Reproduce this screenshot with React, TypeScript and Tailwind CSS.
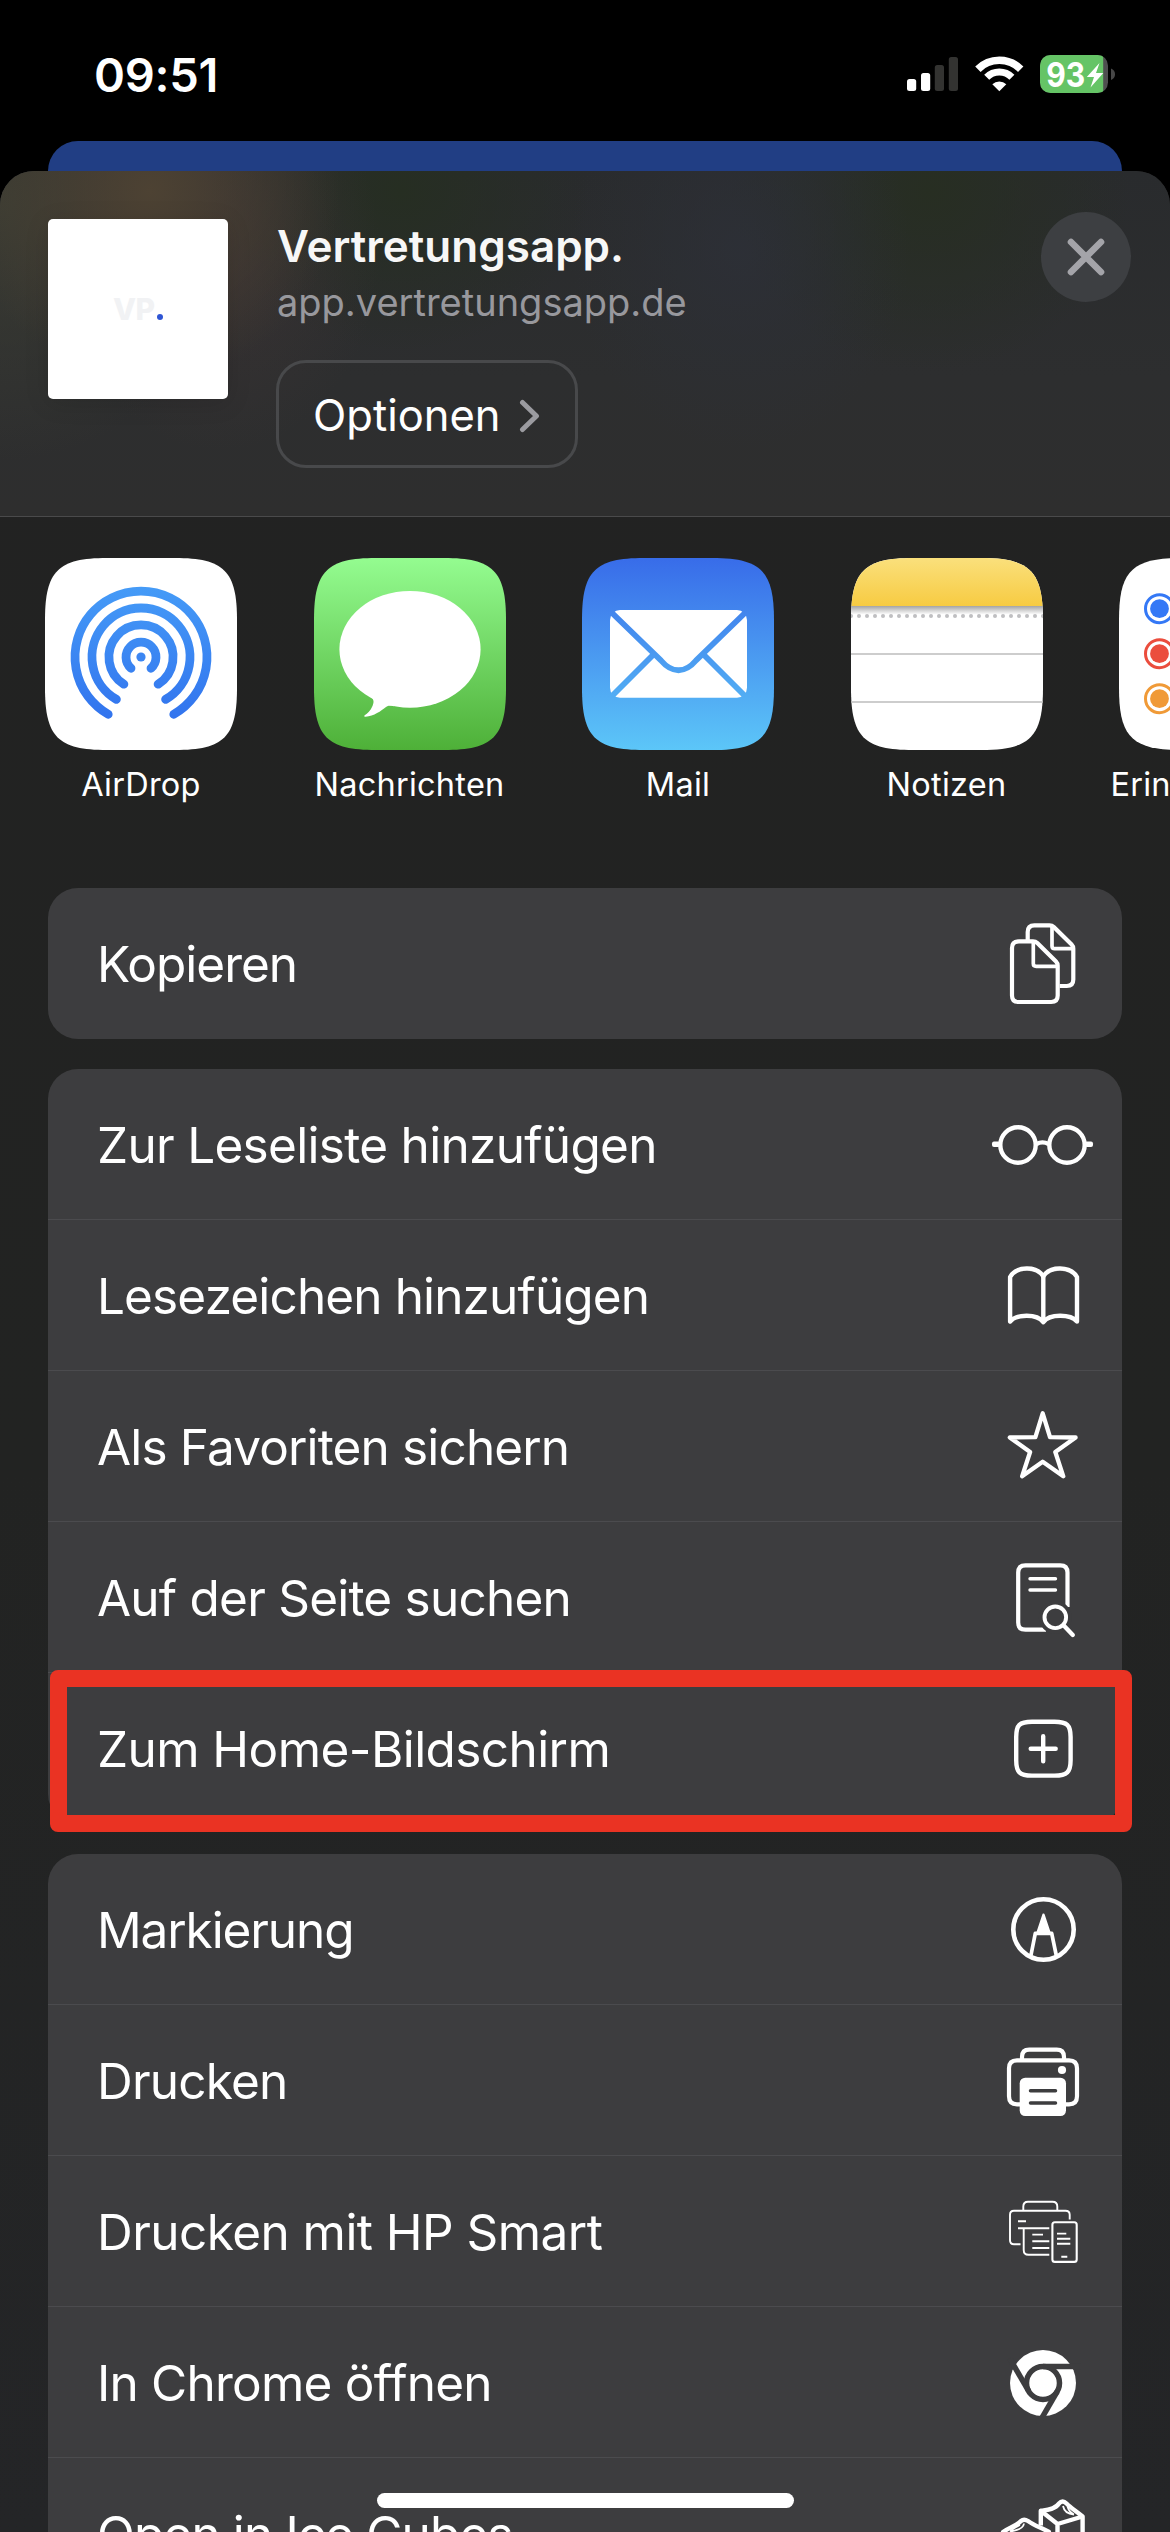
import type { ReactNode } from "react";

const TILE =
  "M62 0H130C179 0 192 13 192 62V130C192 179 179 192 130 192H62C13 192 0 179 0 130V62C0 13 13 0 62 0Z";

function StatusIcons() {
  return (
    <svg width="212" height="40" viewBox="905 54 212 40" fill="none">
      <rect x="907" y="79" width="9.2" height="12" rx="2.5" fill="#fff" />
      <rect x="921" y="73" width="9.2" height="18" rx="2.5" fill="#fff" />
      <rect x="934.8" y="65" width="9.2" height="26" rx="2.5" fill="#333331" />
      <rect x="948.8" y="57" width="9.2" height="34" rx="2.5" fill="#333331" />
      <g stroke="#fff">
        <path d="M977.9 69.2A30.2 30.2 0 0 1 1020.7 69.2" strokeWidth="7.6" />
        <path d="M986.7 77.2A17.6 17.6 0 0 1 1011.9 77.2" strokeWidth="7" />
      </g>
      <path d="M992.3 84.2A10.2 10.2 0 0 1 1006.3 84.2L999.3 91.2Z" fill="#fff" />
      <clipPath id="battery">
        <rect x="1040" y="55" width="68" height="38" rx="10.5" />
      </clipPath>
      <g clipPath="url(#battery)">
        <rect x="1040" y="55" width="68" height="38" fill="#4f4f50" />
        <rect x="1040" y="55" width="63.2" height="38" fill="#65c466" />
      </g>
      <path d="M1111 68.5Q1115 70 1115 74.2T1111 80Z" fill="#474747" />
      <text
        x="1046.2"
        y="86.6"
        fill="#fff"
        fontFamily="Inter, sans-serif"
        fontSize="34"
        fontWeight="700"
        textLength="39"
        lengthAdjust="spacingAndGlyphs"
      >
        93
      </text>
      <path d="M1099.5 63L1086.8 77H1094L1090.5 87.4L1103.3 73H1096Z" fill="#fff" />
    </svg>
  );
}

function AirDropIcon() {
  return (
    <svg width="192" height="192" viewBox="0 0 192 192" fill="none">
      <defs>
        <linearGradient id="air" gradientUnits="userSpaceOnUse" x1="0" y1="28" x2="0" y2="160">
          <stop stopColor="#459bf7" />
          <stop offset="1" stopColor="#3274ee" />
        </linearGradient>
      </defs>
      <path d={TILE} fill="#fff" />
      <g stroke="url(#air)" strokeWidth="8.8" strokeLinecap="round">
        <path d="M63.2 156.3A66 66 0 1 1 128.8 156.3" />
        <path d="M71.4 141.4A49 49 0 1 1 120.6 141.4" />
        <path d="M78.9 126.2A32.1 32.1 0 1 1 113.1 126.2" />
        <path d="M86 110.3A15 15 0 1 1 106 110.3" />
      </g>
      <circle cx="96" cy="99" r="4.6" fill="#3c86f2" />
    </svg>
  );
}

function MessagesIcon() {
  return (
    <svg width="192" height="192" viewBox="0 0 192 192">
      <defs>
        <linearGradient id="msg" x1="0" y1="0" x2="0" y2="1">
          <stop stopColor="#94fc90" />
          <stop offset="1" stopColor="#4eb038" />
        </linearGradient>
      </defs>
      <path d={TILE} fill="url(#msg)" />
      <ellipse cx="96" cy="91.3" rx="70.6" ry="58.4" fill="#fff" />
      <path d="M54 136C60 141 60.5 143 58.5 148C56.5 153 53.5 155.5 50.7 157.3C49.8 158.2 50.4 158.9 51.6 158.8C60 158 67 153 72 149C74 147.5 76 147.5 80 148.2L90 130L56 125Z" fill="#fff" />
    </svg>
  );
}

function MailIcon() {
  return (
    <svg width="192" height="192" viewBox="0 0 192 192" fill="none">
      <defs>
        <linearGradient id="mail" gradientUnits="userSpaceOnUse" x1="0" y1="0" x2="0" y2="192">
          <stop stopColor="#386ce9" />
          <stop offset="1" stopColor="#5cc6f8" />
        </linearGradient>
      </defs>
      <path d={TILE} fill="url(#mail)" />
      <rect x="28" y="52" width="137" height="87.7" rx="10" fill="#fff" />
      <g stroke="url(#mail)" strokeWidth="5.8">
        <path d="M27 52L79 102.5C90 115.5 103 115.5 114 102.5L166 52" />
        <path d="M27 141L71 97M166 141L122 97" />
      </g>
    </svg>
  );
}

function NotesIcon() {
  const dots = Array.from({ length: 25 }, (_, i) => i * 8);
  return (
    <svg width="192" height="192" viewBox="0 0 192 192">
      <defs>
        <linearGradient id="noteTop" x1="0" y1="0" x2="0" y2="1">
          <stop stopColor="#fae07c" />
          <stop offset="1" stopColor="#f7cb42" />
        </linearGradient>
        <linearGradient id="noteShade" x1="0" y1="0" x2="0" y2="1">
          <stop stopColor="#a4a4a4" />
          <stop offset="1" stopColor="#ffffff" />
        </linearGradient>
        <clipPath id="noteClip">
          <path d={TILE} />
        </clipPath>
      </defs>
      <g clipPath="url(#noteClip)">
        <rect width="192" height="192" fill="#fff" />
        <rect width="192" height="48" fill="url(#noteTop)" />
        <rect y="48" width="192" height="8.5" fill="url(#noteShade)" />
        {dots.map((x) => (
          <circle key={x} cx={x} cy="58" r="2" fill="#bfbfc1" />
        ))}
        <rect y="95" width="192" height="2" fill="#cdcdcd" />
        <rect y="143" width="192" height="2" fill="#cdcdcd" />
      </g>
    </svg>
  );
}

function RemindersIcon() {
  const items: [number, string][] = [
    [50.7, "#3478f6"],
    [95.7, "#eb4d3d"],
    [140.7, "#f09a37"],
  ];
  return (
    <svg width="192" height="192" viewBox="0 0 192 192">
      <path d={TILE} fill="#fff" />
      {items.map(([y, color]) => (
        <g key={color}>
          <circle cx="40.5" cy={y} r="14" fill="none" stroke={color} strokeWidth="3" />
          <circle cx="40.5" cy={y} r="9.4" fill={color} />
        </g>
      ))}
    </svg>
  );
}

function RowIcon({ children, stroke = 4.4 }: { children: ReactNode; stroke?: number }) {
  return (
    <svg
      width="120"
      height="150"
      viewBox="0 0 120 150"
      fill="none"
      stroke="#fff"
      strokeWidth={stroke}
      strokeLinejoin="round"
      className="shrink-0"
    >
      {children}
    </svg>
  );
}

const copyIcon = (
  <RowIcon stroke={4.2}>
    <path d="M36 53.3H50Q52.5 53.3 54.3 55.1L73 73.5Q74.7 75.2 74.7 77.7V107.5Q74.7 114 68.2 114H35.5Q29 114 29 107.5V60Q29 53.3 36 53.3Z" />
    <path d="M50.3 54V75.5Q50.3 78.3 53.1 78.3H74" strokeWidth="3.7" />
    <path d="M44.7 52V44Q44.7 37.3 51.4 37.3H66.5Q69 37.3 70.8 39.1L88.6 56.5Q90.3 58.2 90.3 60.7V91.5Q90.3 98 83.8 98H76.7" />
    <path d="M69 38V58Q69 60.7 71.7 60.7H90" strokeWidth="3.7" />
  </RowIcon>
);

const glassesIcon = (
  <RowIcon>
    <circle cx="35" cy="76" r="17.7" />
    <circle cx="84" cy="76" r="17.7" />
    <path d="M53.5 75Q59.5 71.8 65.5 75" />
    <rect x="9" y="72.6" width="8" height="5.5" rx="2" fill="#fff" stroke="none" />
    <rect x="102" y="72.6" width="8" height="5.5" rx="2" fill="#fff" stroke="none" />
  </RowIcon>
);

const bookIcon = (
  <RowIcon>
    <path d="M27.1 57C33.5 45.7 54 45.7 60.3 56.5C66.6 45.7 87.5 45.7 94 57V101.5C87.5 94 66.6 93.5 60.3 102.2C54 93.5 33.5 94 27.1 101.5Z" />
    <path d="M60.3 56.5V102.2" />
  </RowIcon>
);

const starIcon = (
  <RowIcon stroke={4.3}>
    <path d="M59.7 42.3L67 66.2L92.6 66.5L72.3 81L80.3 105.3L59.7 90.8L39.1 105.3L47.1 81L26.8 66.5L52.4 66.2Z" />
  </RowIcon>
);

const findIcon = (
  <RowIcon stroke={4.2}>
    <path d="M63 107.7H42.5Q35.2 107.7 35.2 100.4V50.6Q35.2 43.3 42.5 43.3H77.2Q84.5 43.3 84.5 50.6V85" />
    <path d="M47 56.7H72.5M47 68H72.5" strokeWidth="3.4" strokeLinecap="round" />
    <circle cx="72.3" cy="95.3" r="13.5" stroke="#3d3d3f" strokeWidth="6" />
    <circle cx="72.3" cy="95.3" r="10.8" strokeWidth="3.9" />
    <path d="M80.5 103.3L89.8 113" strokeWidth="4.3" strokeLinecap="round" />
  </RowIcon>
);

const plusIcon = (
  <RowIcon>
    <path d="M49 48.7H71.5C84 48.7 87.6 52 87.6 64V87.2C87.6 99 84 102.6 71.5 102.6H49C36.5 102.6 33.2 99 33.2 87.2V64C33.2 52 36.5 48.7 49 48.7Z" />
    <path d="M60.2 63.2V88.2M47.7 75.7H72.7" strokeLinecap="round" />
  </RowIcon>
);

const markupIcon = (
  <RowIcon>
    <circle cx="60.5" cy="75.5" r="30.2" strokeWidth="4.6" />
    <path d="M47.9 101.5L52.3 79.3H68.7L73.3 101.5" strokeWidth="3.7" />
    <path d="M60.5 60.8L54.5 79H66.5Z" fill="#fff" strokeWidth="2.5" />
  </RowIcon>
);

const printerIcon = (
  <RowIcon stroke={4.2}>
    <path d="M38 99.3H34Q26 99.3 26 91.3V63.3Q26 55.3 34 55.3H86Q94 55.3 94 63.3V91.3Q94 99.3 86 99.3H82" />
    <path d="M39 55V52Q39 44.7 46.3 44.7H73.7Q81 44.7 81 52V55" />
    <circle cx="79" cy="65" r="4.1" fill="#fff" stroke="none" />
    <rect x="36.7" y="72.7" width="46.3" height="38.3" rx="5.5" fill="#fff" stroke="none" />
    <path d="M47.5 85.7H72.5M47.5 98H72.5" stroke="#3d3d3f" strokeWidth="3.5" strokeLinecap="round" />
  </RowIcon>
);

const hpSmartIcon = (
  <RowIcon stroke={1.9}>
    <path d="M37.5 88.3H31Q27 88.3 27 84.3V58.7Q27 54.7 31 54.7H82.5Q86.7 54.7 86.7 58.7V63.5" />
    <path d="M40.3 54.5V50.5Q40.3 45.7 45 45.7H69.5Q74.3 45.7 74.3 50.5V54.5" />
    <path d="M35 65.2H43M35 72.3H66.3M40.7 72.5V94Q40.7 98.8 45.5 98.8H66.3" />
    <path d="M49.3 78.6H60M49.3 85.3H66.3M49.3 92H66.3" />
    <rect x="69.4" y="66.2" width="24.3" height="39.7" rx="2.5" strokeWidth="2.1" />
    <path d="M74 77.6H83.3M74 82.7H87.3M74 87.7H87.3M78.3 100.7H84.3" />
  </RowIcon>
);

const chromeIcon = (
  <RowIcon>
    <circle cx="60" cy="76" r="33" fill="#fff" stroke="none" />
    <circle cx="60" cy="76" r="16.5" stroke="#3d3d3f" strokeWidth="5.5" />
    <g stroke="#3d3d3f" strokeWidth="5.5">
      <path d="M60 59.5H98" />
      <path d="M60 59.5H98" transform="rotate(120 60 76)" />
      <path d="M60 59.5H98" transform="rotate(240 60 76)" />
    </g>
  </RowIcon>
);

const cubesIcon = (
  <RowIcon>
    <path d="M57.8 67.5V52.8C64 52 72 51.5 76 45.5Q79.5 41.5 83.5 45.5C88 50 93 53 99.6 58.5V90" />
    <path d="M57.8 52.8L74.5 66L99.6 58.5M74.5 66V90" />
    <path d="M80 48C81 53 84 56 91 56.5M84.5 48.5C85.5 52 87 54.5 91 56.5" strokeWidth="1.8" />
    <path d="M20 90V74C27 69 34 67.5 38 63Q41 60.5 45 63C52 68 58 69.5 66 74V90" />
    <path d="M20 74L42 86L66 74" />
    <path d="M41 65.5C40.5 70 34 72.5 27 73.5M37 67C33 69 29 71 27 73.5" strokeWidth="1.8" />
  </RowIcon>
);

type RowData = { label: string; icon: ReactNode; spacing: string };

function Group({ rows, open = false }: { rows: RowData[]; open?: boolean }) {
  return (
    <div
      className={
        open
          ? "shrink-0 rounded-t-[30px] bg-[#3d3d3f]"
          : "shrink-0 overflow-hidden rounded-[30px] bg-[#3d3d3f]"
      }
    >
      {rows.map((row, i) => (
        <div
          key={row.label}
          className={
            i < rows.length - 1
              ? "flex h-[151px] items-center justify-between border-b border-[#4b4b4e] pr-[19px] pl-[49px]"
              : "flex h-[151px] items-center justify-between pr-[19px] pb-px pl-[49px]"
          }
        >
          <span className={`pt-px text-[49.5px] leading-[60px] whitespace-nowrap text-white ${row.spacing}`}>
            {row.label}
          </span>
          {row.icon}
        </div>
      ))}
    </div>
  );
}

const copyRows: RowData[] = [{ label: "Kopieren", icon: copyIcon, spacing: "tracking-[-1px]" }];

const pageRows: RowData[] = [
  { label: "Zur Leseliste hinzufügen", icon: glassesIcon, spacing: "tracking-[-0.7px]" },
  { label: "Lesezeichen hinzufügen", icon: bookIcon, spacing: "tracking-[-0.87px]" },
  { label: "Als Favoriten sichern", icon: starIcon, spacing: "tracking-[-0.85px]" },
  { label: "Auf der Seite suchen", icon: findIcon, spacing: "tracking-[-0.78px]" },
  { label: "Zum Home-Bildschirm", icon: plusIcon, spacing: "tracking-[-0.58px]" },
];

const toolRows: RowData[] = [
  { label: "Markierung", icon: markupIcon, spacing: "tracking-[-1.1px]" },
  { label: "Drucken", icon: printerIcon, spacing: "tracking-[-0.8px]" },
  { label: "Drucken mit HP Smart", icon: hpSmartIcon, spacing: "tracking-[-0.55px]" },
  { label: "In Chrome öffnen", icon: chromeIcon, spacing: "tracking-[-0.78px]" },
  { label: "Open in Ice Cubes", icon: cubesIcon, spacing: "tracking-[-0.87px]" },
];

const apps = [
  { name: "AirDrop", icon: <AirDropIcon /> },
  { name: "Nachrichten", icon: <MessagesIcon /> },
  { name: "Mail", icon: <MailIcon /> },
  { name: "Notizen", icon: <NotesIcon /> },
  { name: "Erinnerungen", icon: <RemindersIcon /> },
];

export default function App() {
  return (
    <div className="relative flex h-[2532px] w-[1170px] flex-col overflow-hidden bg-black font-['Inter',sans-serif]">
      <div className="flex h-[141px] shrink-0 items-start justify-between pt-[46px] pr-[53px] pl-[94px]">
        <span className="text-[47px] leading-[57px] font-semibold tracking-[-0.3px] text-white">09:51</span>
        <div className="pt-[8px]">
          <StatusIcons />
        </div>
      </div>

      <div className="mx-12 -mb-[32px] h-[62px] shrink-0 rounded-t-[30px] bg-[#213e84]" />

      <div className="relative flex min-h-0 flex-1 flex-col overflow-hidden rounded-t-[34px] bg-[linear-gradient(180deg,#222222_0%,#222322_55%,#242527_100%)]">
        <header className="flex h-[346px] shrink-0 items-start border-b border-[#4a4a4b] bg-[radial-gradient(ellipse_190px_190px_at_150px_20px,#4d4233_0%,#4d423300_100%),radial-gradient(ellipse_160px_200px_at_220px_80px,#44373688_0%,#44373600_100%),radial-gradient(ellipse_190px_160px_at_400px_20px,#262e22_0%,#262e2200_100%),radial-gradient(ellipse_170px_200px_at_740px_80px,#2d3038cc_0%,#2d303800_100%),radial-gradient(ellipse_200px_180px_at_930px_20px,#272e22_0%,#272e2200_100%),radial-gradient(ellipse_240px_260px_at_0px_30px,#3b3c33_0%,#3b3c3300_100%),linear-gradient(180deg,#292b2d_0%,#2d2e2f_60%,#2e2e2e_100%)] pt-[48px] pr-[39px] pl-12">
          <div className="flex h-[180px] w-[180px] shrink-0 items-center justify-center rounded-[5px] bg-white shadow-[0_4px_24px_rgba(0,0,0,0.12)]">
            <div className="flex items-baseline text-[30px] leading-none font-extrabold text-[#f1f2f4]">
              <span className="tracking-[-0.5px]">VP</span>
              <span className="ml-[2px] h-[6.5px] w-[6.5px] rounded-full bg-[#2f55d4]" />
            </div>
          </div>
          <div className="ml-12 flex flex-1 flex-col items-start pl-px">
            <h1 className="mt-[1px] text-[44px] leading-[53px] font-semibold tracking-[0px] whitespace-nowrap text-[#f7f7f7]">
              Vertretungsapp.
            </h1>
            <p className="mt-[4px] text-[38px] leading-[50px] whitespace-nowrap text-[#98989d]">
              app.vertretungsapp.de
            </p>
            <button className="mt-[33px] -ml-px flex h-[108px] w-[302px] items-center justify-between rounded-[30px] border-[3px] border-[#48494b] pt-[3px] pr-[34px] pl-[34px] text-[43.5px] leading-none text-white">
              <span>Optionen</span>
              <svg width="22" height="34" viewBox="0 0 22 34" fill="none" className="shrink-0">
                <path d="M3.5 3.5L17.5 17L3.5 30.5" stroke="#9b9ba0" strokeWidth="5" strokeLinecap="round" strokeLinejoin="round" />
              </svg>
            </button>
          </div>
          <div className="-mt-[7px] flex h-[90px] w-[90px] shrink-0 items-center justify-center rounded-full bg-[#3d3f42]">
            <svg width="40" height="40" viewBox="0 0 40 40" fill="none">
              <path d="M5 5L35 35M35 5L5 35" stroke="#a4a4a9" strokeWidth="6.6" strokeLinecap="round" />
            </svg>
          </div>
        </header>

        <div className="flex h-[371px] shrink-0 gap-[76.5px] pt-[41px] pl-[45px]">
          {apps.map((app) => (
            <div key={app.name} className="flex w-[192px] shrink-0 flex-col items-center">
              {app.icon}
              <span className="mt-[15px] text-[32.5px] leading-[40px] tracking-[0.25px] whitespace-nowrap text-white">
                {app.name}
              </span>
            </div>
          ))}
        </div>

        <div className="flex flex-col gap-[30px] px-12">
          <Group rows={copyRows} />
          <div className="relative shrink-0">
            <Group rows={pageRows} />
            <div className="absolute bottom-[-8px] left-[2px] h-[162px] w-[1082px] rounded-[8px] border-[17px] border-[#ea3323]" />
          </div>
          <Group rows={toolRows} open />
        </div>
      </div>

      <div className="absolute bottom-[24px] left-[377px] h-[15px] w-[417px] rounded-full bg-white" />
    </div>
  );
}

····················

Set down again, exactly, the lines of the material above from its first line to the one with "0H130C179 0 192", inclusive. Leave the pictures out.

Reproduce this screenshot with React, TypeScript and Tailwind CSS.
import type { ReactNode } from "react";

const TILE =
  "M62 0H130C179 0 192 13 192 62V130C192 179 179 192 130 192H62C13 192 0 179 0 130V62C0 13 13 0 62 0Z";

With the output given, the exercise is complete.